---------- DATA EXCERPT

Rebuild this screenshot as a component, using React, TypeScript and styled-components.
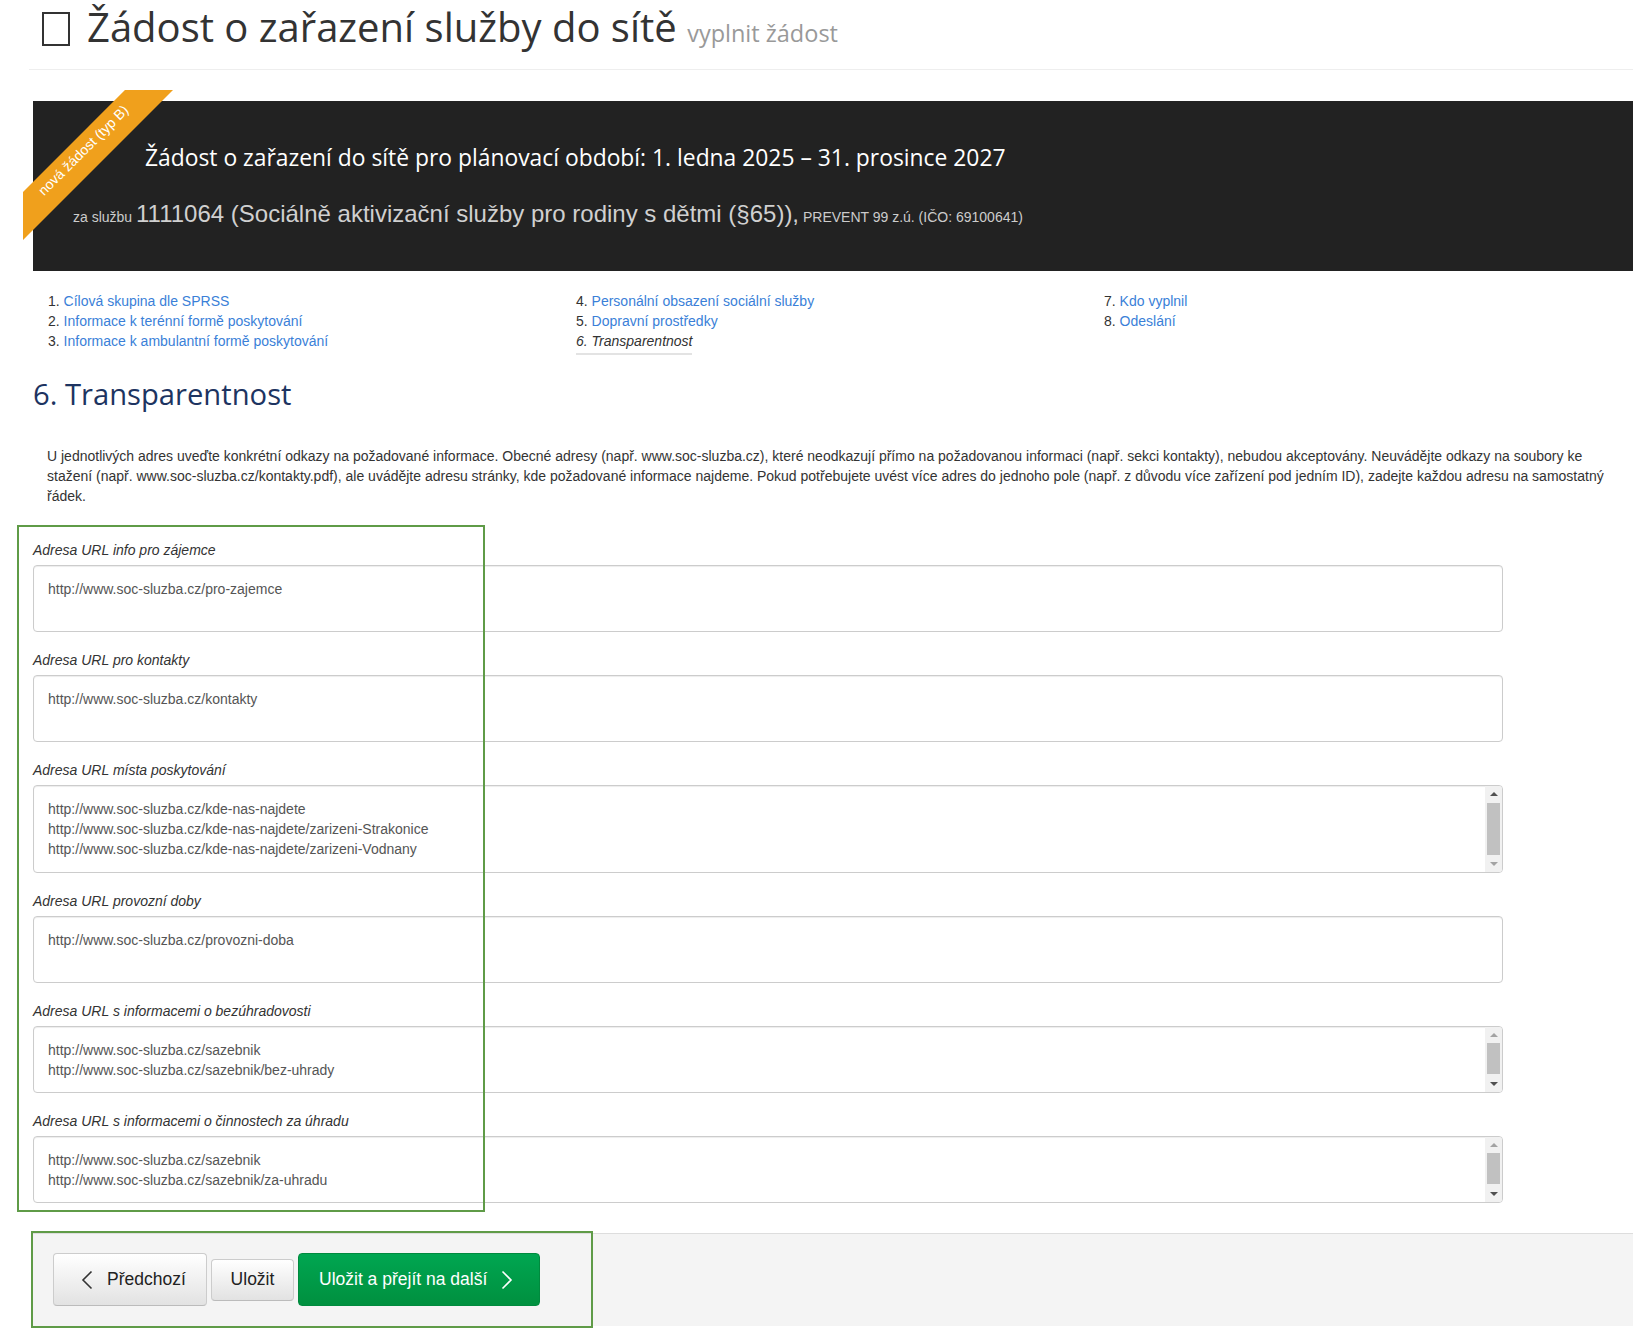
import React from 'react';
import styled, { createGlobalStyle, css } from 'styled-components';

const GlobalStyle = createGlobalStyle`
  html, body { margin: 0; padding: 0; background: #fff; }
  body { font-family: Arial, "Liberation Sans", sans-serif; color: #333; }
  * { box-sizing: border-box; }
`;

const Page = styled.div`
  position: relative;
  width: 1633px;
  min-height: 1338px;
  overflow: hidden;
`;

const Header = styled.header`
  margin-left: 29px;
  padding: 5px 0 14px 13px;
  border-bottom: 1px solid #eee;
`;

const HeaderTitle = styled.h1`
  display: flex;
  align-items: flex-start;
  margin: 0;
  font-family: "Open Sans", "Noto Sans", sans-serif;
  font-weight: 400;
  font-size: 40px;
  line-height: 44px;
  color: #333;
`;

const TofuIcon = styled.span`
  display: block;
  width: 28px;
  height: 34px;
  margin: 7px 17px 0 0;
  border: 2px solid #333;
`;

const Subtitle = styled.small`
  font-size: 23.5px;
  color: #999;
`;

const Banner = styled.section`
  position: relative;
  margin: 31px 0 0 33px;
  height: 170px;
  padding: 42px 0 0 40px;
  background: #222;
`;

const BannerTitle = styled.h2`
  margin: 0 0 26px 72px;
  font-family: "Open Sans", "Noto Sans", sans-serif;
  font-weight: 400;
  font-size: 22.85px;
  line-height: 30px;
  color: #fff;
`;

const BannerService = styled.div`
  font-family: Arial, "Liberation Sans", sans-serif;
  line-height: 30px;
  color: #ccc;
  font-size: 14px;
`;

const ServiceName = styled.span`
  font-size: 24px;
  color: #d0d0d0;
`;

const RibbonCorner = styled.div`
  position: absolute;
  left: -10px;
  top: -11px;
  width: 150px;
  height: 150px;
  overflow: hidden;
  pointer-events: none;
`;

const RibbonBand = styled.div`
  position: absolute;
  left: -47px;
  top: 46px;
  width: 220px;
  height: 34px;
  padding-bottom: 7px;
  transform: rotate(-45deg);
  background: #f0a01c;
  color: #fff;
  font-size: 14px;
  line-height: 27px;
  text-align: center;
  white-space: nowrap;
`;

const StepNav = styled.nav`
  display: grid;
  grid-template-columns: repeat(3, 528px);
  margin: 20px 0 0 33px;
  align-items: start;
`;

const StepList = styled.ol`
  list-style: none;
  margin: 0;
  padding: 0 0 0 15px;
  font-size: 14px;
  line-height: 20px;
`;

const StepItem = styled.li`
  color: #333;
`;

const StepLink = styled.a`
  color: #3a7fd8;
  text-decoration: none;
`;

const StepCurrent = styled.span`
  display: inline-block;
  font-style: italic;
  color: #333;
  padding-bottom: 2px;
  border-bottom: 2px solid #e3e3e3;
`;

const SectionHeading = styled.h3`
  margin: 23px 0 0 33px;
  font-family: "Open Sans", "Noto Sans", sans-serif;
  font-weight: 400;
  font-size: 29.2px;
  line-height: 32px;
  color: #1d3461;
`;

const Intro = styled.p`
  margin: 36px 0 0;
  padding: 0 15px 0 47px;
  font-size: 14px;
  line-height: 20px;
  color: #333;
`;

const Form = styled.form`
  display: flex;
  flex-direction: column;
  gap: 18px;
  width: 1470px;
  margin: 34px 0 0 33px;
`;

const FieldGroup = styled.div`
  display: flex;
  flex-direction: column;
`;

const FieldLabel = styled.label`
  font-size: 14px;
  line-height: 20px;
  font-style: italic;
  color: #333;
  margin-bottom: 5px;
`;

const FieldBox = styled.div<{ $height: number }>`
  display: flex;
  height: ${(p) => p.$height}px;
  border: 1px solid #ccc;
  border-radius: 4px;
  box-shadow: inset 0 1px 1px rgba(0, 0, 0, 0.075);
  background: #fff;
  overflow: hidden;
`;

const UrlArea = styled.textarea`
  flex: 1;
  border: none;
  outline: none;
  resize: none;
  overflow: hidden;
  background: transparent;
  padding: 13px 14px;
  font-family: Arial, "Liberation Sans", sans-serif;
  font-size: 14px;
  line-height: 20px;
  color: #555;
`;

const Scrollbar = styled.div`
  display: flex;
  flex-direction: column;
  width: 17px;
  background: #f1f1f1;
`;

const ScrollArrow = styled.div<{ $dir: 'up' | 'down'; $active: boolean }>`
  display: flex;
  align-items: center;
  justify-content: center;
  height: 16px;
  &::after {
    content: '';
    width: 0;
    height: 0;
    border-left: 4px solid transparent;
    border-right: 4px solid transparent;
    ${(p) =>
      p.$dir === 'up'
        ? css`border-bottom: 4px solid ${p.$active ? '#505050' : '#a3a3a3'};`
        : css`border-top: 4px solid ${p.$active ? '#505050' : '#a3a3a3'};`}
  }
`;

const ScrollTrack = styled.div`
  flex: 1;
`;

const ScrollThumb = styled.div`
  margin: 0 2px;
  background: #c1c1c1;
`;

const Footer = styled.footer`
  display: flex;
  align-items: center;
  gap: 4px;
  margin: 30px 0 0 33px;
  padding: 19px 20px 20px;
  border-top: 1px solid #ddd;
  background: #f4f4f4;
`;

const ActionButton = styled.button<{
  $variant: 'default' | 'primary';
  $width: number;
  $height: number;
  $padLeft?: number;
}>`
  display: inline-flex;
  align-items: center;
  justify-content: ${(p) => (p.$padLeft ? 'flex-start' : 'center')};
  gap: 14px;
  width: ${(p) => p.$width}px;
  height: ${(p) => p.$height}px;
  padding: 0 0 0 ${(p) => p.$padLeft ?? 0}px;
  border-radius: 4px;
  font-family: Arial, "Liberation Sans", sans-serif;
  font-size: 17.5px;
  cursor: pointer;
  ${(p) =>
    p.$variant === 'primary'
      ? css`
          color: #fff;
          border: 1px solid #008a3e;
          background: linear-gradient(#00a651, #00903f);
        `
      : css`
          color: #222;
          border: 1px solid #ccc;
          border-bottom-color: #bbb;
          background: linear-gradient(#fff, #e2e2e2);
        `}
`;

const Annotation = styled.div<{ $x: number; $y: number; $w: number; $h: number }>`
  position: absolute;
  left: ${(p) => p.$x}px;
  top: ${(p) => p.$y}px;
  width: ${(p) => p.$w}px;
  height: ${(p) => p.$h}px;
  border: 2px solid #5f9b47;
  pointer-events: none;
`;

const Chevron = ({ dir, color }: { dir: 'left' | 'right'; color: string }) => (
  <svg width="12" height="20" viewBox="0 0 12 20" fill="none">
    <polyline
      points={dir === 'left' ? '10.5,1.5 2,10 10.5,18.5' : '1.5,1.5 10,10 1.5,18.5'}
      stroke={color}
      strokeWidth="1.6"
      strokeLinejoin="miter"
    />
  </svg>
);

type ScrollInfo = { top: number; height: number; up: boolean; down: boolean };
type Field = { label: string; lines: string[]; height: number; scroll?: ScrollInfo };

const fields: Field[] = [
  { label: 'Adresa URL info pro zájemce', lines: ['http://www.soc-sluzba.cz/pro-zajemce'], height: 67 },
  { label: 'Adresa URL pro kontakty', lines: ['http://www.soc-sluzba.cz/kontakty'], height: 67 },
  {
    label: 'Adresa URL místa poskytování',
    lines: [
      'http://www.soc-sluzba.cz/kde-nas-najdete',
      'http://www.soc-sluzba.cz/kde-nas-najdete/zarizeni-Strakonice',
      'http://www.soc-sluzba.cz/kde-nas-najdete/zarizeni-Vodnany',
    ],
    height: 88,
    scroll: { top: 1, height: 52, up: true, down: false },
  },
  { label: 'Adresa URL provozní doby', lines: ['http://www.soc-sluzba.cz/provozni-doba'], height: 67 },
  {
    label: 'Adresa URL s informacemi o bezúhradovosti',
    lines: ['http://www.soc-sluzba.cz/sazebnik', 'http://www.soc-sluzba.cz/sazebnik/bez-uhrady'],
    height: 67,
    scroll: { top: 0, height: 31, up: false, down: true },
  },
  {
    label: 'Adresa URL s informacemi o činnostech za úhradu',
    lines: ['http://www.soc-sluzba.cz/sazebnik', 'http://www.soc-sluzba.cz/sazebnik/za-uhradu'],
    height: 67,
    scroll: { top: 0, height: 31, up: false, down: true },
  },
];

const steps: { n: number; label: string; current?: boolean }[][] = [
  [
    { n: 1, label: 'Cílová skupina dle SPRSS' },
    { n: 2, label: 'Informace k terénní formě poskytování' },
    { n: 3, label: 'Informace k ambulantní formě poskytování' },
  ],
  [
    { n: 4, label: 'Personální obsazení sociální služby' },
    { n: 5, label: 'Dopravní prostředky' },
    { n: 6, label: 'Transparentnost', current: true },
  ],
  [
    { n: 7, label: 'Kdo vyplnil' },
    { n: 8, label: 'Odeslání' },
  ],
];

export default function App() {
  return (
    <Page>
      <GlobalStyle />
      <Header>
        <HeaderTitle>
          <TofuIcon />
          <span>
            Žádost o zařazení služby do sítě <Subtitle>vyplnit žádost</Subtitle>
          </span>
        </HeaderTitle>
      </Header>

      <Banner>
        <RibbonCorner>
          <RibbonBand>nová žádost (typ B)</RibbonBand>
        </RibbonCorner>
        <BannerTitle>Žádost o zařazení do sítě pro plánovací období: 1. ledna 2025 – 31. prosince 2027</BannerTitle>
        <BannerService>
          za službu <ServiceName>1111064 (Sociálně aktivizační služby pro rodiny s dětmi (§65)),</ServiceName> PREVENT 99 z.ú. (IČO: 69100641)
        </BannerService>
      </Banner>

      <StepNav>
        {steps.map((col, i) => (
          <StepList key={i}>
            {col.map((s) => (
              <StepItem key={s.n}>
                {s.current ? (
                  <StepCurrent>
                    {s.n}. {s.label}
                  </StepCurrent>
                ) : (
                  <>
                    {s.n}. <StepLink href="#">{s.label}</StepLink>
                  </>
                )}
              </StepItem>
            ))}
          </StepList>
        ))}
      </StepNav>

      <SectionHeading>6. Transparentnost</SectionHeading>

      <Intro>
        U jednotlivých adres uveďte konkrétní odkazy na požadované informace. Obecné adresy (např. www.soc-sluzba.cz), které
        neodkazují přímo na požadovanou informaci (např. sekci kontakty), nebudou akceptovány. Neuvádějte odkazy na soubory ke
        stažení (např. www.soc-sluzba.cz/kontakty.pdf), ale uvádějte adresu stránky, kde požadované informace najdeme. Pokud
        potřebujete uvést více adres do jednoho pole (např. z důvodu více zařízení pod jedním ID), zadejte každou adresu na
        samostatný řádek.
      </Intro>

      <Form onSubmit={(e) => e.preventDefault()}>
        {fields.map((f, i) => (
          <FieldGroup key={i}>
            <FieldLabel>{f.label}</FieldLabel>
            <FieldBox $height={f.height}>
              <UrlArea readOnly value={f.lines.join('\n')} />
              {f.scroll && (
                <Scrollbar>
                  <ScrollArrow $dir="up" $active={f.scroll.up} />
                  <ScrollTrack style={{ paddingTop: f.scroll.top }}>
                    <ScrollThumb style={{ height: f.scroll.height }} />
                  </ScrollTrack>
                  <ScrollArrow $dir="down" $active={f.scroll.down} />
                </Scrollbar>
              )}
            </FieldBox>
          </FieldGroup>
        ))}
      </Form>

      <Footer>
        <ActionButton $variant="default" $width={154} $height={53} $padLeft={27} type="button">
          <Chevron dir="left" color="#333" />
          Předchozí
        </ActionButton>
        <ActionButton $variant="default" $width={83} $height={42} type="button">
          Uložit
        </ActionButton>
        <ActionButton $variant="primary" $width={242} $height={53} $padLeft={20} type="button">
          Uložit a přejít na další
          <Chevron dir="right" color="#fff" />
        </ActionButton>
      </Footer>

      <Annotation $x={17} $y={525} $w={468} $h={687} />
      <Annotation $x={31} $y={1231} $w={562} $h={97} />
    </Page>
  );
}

--------------------

Select and copy every line of the material that holds the string "components".

Rebuild this screenshot as a component, using React, TypeScript and styled-components.
import styled, { createGlobalStyle, css } from 'styled-components';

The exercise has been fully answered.